• Exercise details: Retype all material exactly. Pictures stay out of the copy.

• Source material:
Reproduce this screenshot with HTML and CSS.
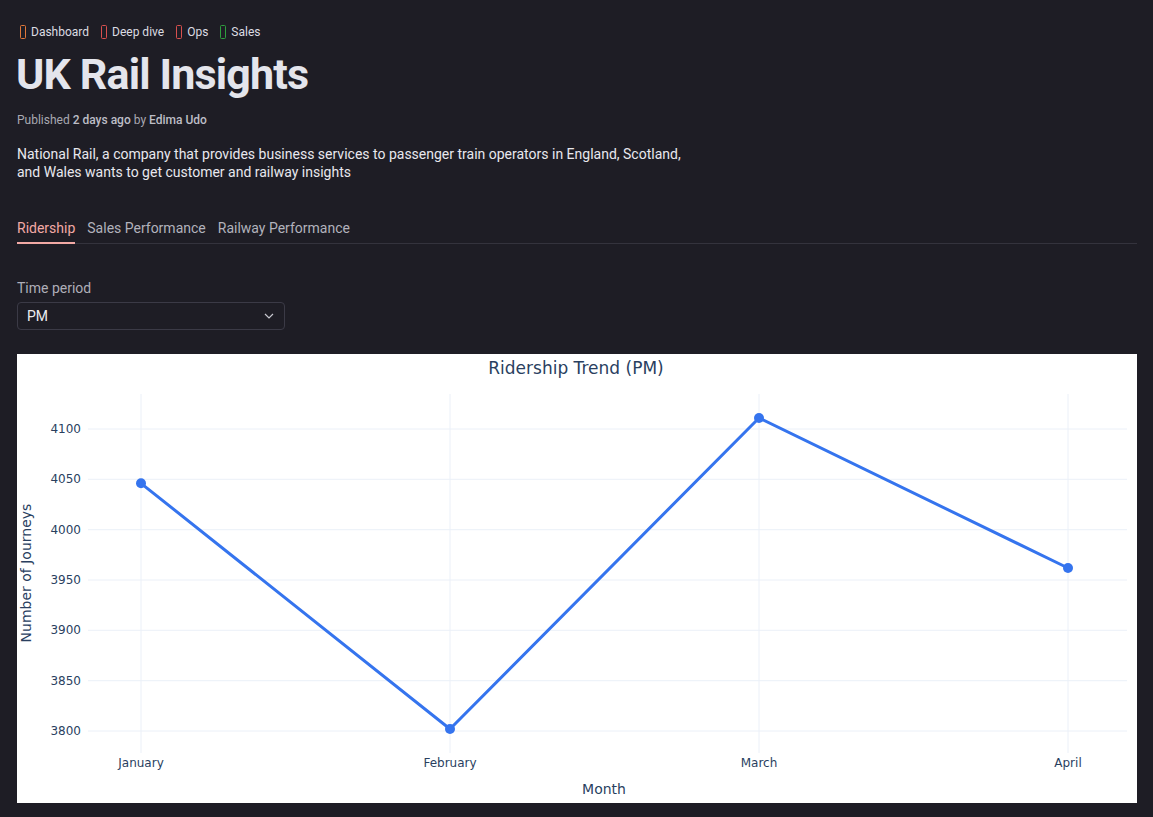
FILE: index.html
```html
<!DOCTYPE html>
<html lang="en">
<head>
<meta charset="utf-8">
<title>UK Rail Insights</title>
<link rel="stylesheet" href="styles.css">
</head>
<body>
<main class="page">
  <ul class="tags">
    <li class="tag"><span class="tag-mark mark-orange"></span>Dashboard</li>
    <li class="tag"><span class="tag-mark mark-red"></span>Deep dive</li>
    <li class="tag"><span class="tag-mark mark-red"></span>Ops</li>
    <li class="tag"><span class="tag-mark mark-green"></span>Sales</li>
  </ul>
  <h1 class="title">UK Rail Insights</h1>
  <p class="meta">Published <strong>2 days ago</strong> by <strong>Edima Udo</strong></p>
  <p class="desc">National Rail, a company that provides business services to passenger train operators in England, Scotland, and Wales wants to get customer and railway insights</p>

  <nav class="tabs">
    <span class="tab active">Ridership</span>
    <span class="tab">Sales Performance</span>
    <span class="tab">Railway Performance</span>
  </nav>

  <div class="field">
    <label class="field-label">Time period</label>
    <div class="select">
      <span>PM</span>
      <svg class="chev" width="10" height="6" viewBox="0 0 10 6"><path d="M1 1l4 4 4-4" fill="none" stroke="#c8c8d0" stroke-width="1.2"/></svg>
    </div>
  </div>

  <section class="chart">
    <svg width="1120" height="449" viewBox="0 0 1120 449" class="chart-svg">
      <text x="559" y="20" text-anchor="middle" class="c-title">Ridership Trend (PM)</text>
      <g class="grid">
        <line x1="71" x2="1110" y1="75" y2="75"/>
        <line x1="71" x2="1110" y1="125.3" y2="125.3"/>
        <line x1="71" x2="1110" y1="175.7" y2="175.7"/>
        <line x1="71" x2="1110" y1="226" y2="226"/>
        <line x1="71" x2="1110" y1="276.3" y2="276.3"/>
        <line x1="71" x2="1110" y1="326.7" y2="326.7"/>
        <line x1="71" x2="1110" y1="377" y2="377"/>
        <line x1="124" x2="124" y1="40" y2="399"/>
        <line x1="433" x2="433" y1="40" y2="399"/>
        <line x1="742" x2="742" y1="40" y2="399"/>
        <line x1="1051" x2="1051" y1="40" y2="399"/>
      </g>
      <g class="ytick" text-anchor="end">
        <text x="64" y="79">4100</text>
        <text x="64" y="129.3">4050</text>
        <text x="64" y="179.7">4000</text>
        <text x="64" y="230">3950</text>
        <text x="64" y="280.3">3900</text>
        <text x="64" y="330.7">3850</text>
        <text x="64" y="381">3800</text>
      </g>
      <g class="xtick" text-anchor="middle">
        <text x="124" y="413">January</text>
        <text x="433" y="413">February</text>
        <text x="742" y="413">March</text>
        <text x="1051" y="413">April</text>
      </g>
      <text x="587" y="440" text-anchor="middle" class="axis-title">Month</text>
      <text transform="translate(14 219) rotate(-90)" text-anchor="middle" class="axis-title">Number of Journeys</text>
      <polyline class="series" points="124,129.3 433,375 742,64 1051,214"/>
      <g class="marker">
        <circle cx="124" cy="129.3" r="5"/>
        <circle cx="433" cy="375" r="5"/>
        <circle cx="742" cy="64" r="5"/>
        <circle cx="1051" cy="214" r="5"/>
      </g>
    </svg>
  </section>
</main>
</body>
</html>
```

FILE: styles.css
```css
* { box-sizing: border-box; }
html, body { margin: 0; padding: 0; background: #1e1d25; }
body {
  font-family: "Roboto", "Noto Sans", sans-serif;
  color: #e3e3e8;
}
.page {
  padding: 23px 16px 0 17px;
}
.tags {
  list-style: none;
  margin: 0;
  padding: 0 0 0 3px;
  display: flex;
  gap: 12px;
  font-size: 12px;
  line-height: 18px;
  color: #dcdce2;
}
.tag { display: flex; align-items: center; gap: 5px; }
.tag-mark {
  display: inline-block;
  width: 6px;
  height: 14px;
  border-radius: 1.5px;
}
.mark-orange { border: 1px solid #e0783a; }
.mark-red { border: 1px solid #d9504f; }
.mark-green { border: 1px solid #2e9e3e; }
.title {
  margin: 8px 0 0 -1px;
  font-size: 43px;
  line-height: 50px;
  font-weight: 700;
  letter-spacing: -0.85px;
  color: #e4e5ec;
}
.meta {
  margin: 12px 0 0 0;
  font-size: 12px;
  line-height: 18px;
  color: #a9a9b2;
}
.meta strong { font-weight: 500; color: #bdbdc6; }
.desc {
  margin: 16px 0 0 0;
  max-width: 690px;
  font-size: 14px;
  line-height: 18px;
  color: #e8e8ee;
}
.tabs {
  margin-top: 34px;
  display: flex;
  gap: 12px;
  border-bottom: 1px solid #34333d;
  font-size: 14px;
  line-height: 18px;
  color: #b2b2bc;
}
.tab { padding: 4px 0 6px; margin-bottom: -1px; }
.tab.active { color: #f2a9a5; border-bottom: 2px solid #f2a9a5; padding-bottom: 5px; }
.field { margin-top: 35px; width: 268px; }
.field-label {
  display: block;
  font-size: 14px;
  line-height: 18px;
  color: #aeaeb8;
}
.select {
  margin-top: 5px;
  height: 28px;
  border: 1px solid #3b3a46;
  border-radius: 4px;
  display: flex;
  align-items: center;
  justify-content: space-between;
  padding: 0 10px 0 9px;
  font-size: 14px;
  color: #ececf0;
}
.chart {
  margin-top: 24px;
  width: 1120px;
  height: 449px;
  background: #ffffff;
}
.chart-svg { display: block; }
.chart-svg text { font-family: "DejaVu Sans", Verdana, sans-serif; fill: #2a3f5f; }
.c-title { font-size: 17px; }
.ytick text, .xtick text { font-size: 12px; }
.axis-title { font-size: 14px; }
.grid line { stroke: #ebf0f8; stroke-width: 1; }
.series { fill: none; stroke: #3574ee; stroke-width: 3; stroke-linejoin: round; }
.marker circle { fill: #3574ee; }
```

• Result for this task:
Reproduce this screenshot with HTML and CSS.
FILE: index.html
```html
<!DOCTYPE html>
<html lang="en">
<head>
<meta charset="utf-8">
<title>UK Rail Insights</title>
<link rel="stylesheet" href="styles.css">
</head>
<body>
<main class="page">
  <ul class="tags">
    <li class="tag"><span class="tag-mark mark-orange"></span>Dashboard</li>
    <li class="tag"><span class="tag-mark mark-red"></span>Deep dive</li>
    <li class="tag"><span class="tag-mark mark-red"></span>Ops</li>
    <li class="tag"><span class="tag-mark mark-green"></span>Sales</li>
  </ul>
  <h1 class="title">UK Rail Insights</h1>
  <p class="meta">Published <strong>2 days ago</strong> by <strong>Edima Udo</strong></p>
  <p class="desc">National Rail, a company that provides business services to passenger train operators in England, Scotland, and Wales wants to get customer and railway insights</p>

  <nav class="tabs">
    <span class="tab active">Ridership</span>
    <span class="tab">Sales Performance</span>
    <span class="tab">Railway Performance</span>
  </nav>

  <div class="field">
    <label class="field-label">Time period</label>
    <div class="select">
      <span>PM</span>
      <svg class="chev" width="10" height="6" viewBox="0 0 10 6"><path d="M1 1l4 4 4-4" fill="none" stroke="#c8c8d0" stroke-width="1.2"/></svg>
    </div>
  </div>

  <section class="chart">
    <svg width="1120" height="449" viewBox="0 0 1120 449" class="chart-svg">
      <text x="559" y="20" text-anchor="middle" class="c-title">Ridership Trend (PM)</text>
      <g class="grid">
        <line x1="71" x2="1110" y1="75" y2="75"/>
        <line x1="71" x2="1110" y1="125.3" y2="125.3"/>
        <line x1="71" x2="1110" y1="175.7" y2="175.7"/>
        <line x1="71" x2="1110" y1="226" y2="226"/>
        <line x1="71" x2="1110" y1="276.3" y2="276.3"/>
        <line x1="71" x2="1110" y1="326.7" y2="326.7"/>
        <line x1="71" x2="1110" y1="377" y2="377"/>
        <line x1="124" x2="124" y1="40" y2="399"/>
        <line x1="433" x2="433" y1="40" y2="399"/>
        <line x1="742" x2="742" y1="40" y2="399"/>
        <line x1="1051" x2="1051" y1="40" y2="399"/>
      </g>
      <g class="ytick" text-anchor="end">
        <text x="64" y="79">4100</text>
        <text x="64" y="129.3">4050</text>
        <text x="64" y="179.7">4000</text>
        <text x="64" y="230">3950</text>
        <text x="64" y="280.3">3900</text>
        <text x="64" y="330.7">3850</text>
        <text x="64" y="381">3800</text>
      </g>
      <g class="xtick" text-anchor="middle">
        <text x="124" y="413">January</text>
        <text x="433" y="413">February</text>
        <text x="742" y="413">March</text>
        <text x="1051" y="413">April</text>
      </g>
      <text x="587" y="440" text-anchor="middle" class="axis-title">Month</text>
      <text transform="translate(14 219) rotate(-90)" text-anchor="middle" class="axis-title">Number of Journeys</text>
      <polyline class="series" points="124,129.3 433,375 742,64 1051,214"/>
      <g class="marker">
        <circle cx="124" cy="129.3" r="5"/>
        <circle cx="433" cy="375" r="5"/>
        <circle cx="742" cy="64" r="5"/>
        <circle cx="1051" cy="214" r="5"/>
      </g>
    </svg>
  </section>
</main>
</body>
</html>
```

FILE: styles.css
```css
* { box-sizing: border-box; }
html, body { margin: 0; padding: 0; background: #1e1d25; }
body {
  font-family: "Roboto", "Noto Sans", sans-serif;
  color: #e3e3e8;
}
.page {
  padding: 23px 16px 0 17px;
}
.tags {
  list-style: none;
  margin: 0;
  padding: 0 0 0 3px;
  display: flex;
  gap: 12px;
  font-size: 12px;
  line-height: 18px;
  color: #dcdce2;
}
.tag { display: flex; align-items: center; gap: 5px; }
.tag-mark {
  display: inline-block;
  width: 6px;
  height: 14px;
  border-radius: 1.5px;
}
.mark-orange { border: 1px solid #e0783a; }
.mark-red { border: 1px solid #d9504f; }
.mark-green { border: 1px solid #2e9e3e; }
.title {
  margin: 8px 0 0 -1px;
  font-size: 43px;
  line-height: 50px;
  font-weight: 700;
  letter-spacing: -0.85px;
  color: #e4e5ec;
}
.meta {
  margin: 12px 0 0 0;
  font-size: 12px;
  line-height: 18px;
  color: #a9a9b2;
}
.meta strong { font-weight: 500; color: #bdbdc6; }
.desc {
  margin: 16px 0 0 0;
  max-width: 690px;
  font-size: 14px;
  line-height: 18px;
  color: #e8e8ee;
}
.tabs {
  margin-top: 34px;
  display: flex;
  gap: 12px;
  border-bottom: 1px solid #34333d;
  font-size: 14px;
  line-height: 18px;
  color: #b2b2bc;
}
.tab { padding: 4px 0 6px; margin-bottom: -1px; }
.tab.active { color: #f2a9a5; border-bottom: 2px solid #f2a9a5; padding-bottom: 5px; }
.field { margin-top: 35px; width: 268px; }
.field-label {
  display: block;
  font-size: 14px;
  line-height: 18px;
  color: #aeaeb8;
}
.select {
  margin-top: 5px;
  height: 28px;
  border: 1px solid #3b3a46;
  border-radius: 4px;
  display: flex;
  align-items: center;
  justify-content: space-between;
  padding: 0 10px 0 9px;
  font-size: 14px;
  color: #ececf0;
}
.chart {
  margin-top: 24px;
  width: 1120px;
  height: 449px;
  background: #ffffff;
}
.chart-svg { display: block; }
.chart-svg text { font-family: "DejaVu Sans", Verdana, sans-serif; fill: #2a3f5f; }
.c-title { font-size: 17px; }
.ytick text, .xtick text { font-size: 12px; }
.axis-title { font-size: 14px; }
.grid line { stroke: #ebf0f8; stroke-width: 1; }
.series { fill: none; stroke: #3574ee; stroke-width: 3; stroke-linejoin: round; }
.marker circle { fill: #3574ee; }
```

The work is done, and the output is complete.